Bridging Unstratified and Stratified Simulations of the Streaming Instability for $τ_s=0.1$ Grains (2505.23902v1)

Abstract: The streaming instability (SI), driven by aerodynamic coupling between solids and the gas under a global radial pressure gradient, concentrates solids and facilitates planetesimal formation. Unstratified simulations are commonly used to study the SI, based on the assumption that they approximate conditions near the disk midplane. However, it remains unclear how accurately these unstratified simulations capture the midplane dust-gas dynamics in stratified disks. To address this, we examine the saturated state of the SI in stratified simulations and compare dust-gas dynamics to those in unstratified simulations across various radial pressure gradients. To this end, we consider a dimensionless dust stopping time ($\tau_s$) of 0.1 and perform 2D axisymmetric, stratified simulations. We find that the formation of dust filaments during dust settling exhibits morphological similarities to those in unstratified simulations. In the saturated state, we find that as the pressure gradient increases, the velocity dispersions of the gas and dust, as well as the strength of dust diffusion, increase. Most importantly, at any given pressure gradient, the velocity dispersions and density distributions of the gas and dust in our stratified simulations closely match those in unstratified simulations.

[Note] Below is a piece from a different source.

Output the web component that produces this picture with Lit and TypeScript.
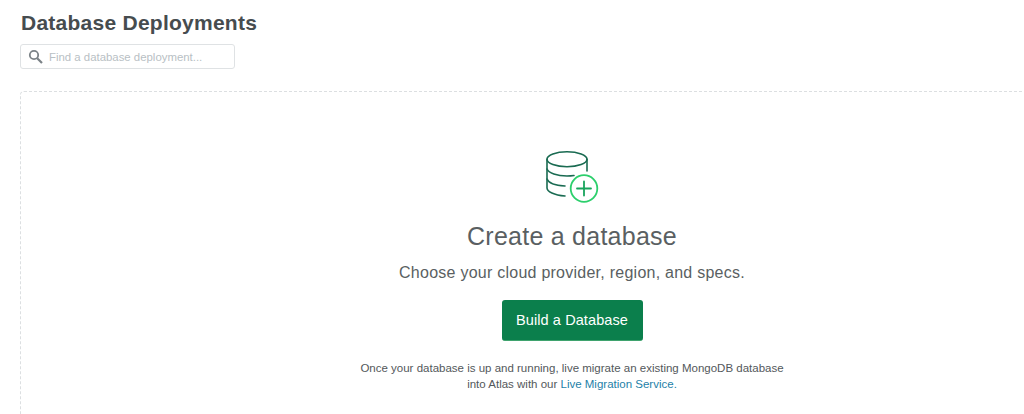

While further exploration across the parameter space is needed, our results suggest that, for $\tau_s=0.1$, unstratified simulations represents well the midplane dust--gas dynamics in stratified disks before any strong clumping occurs. Consequently, our results confirm that in the saturated state, the streaming turbulence in stratified simulations behaves similarly to that in unstratified simulations for the parameter values explored here.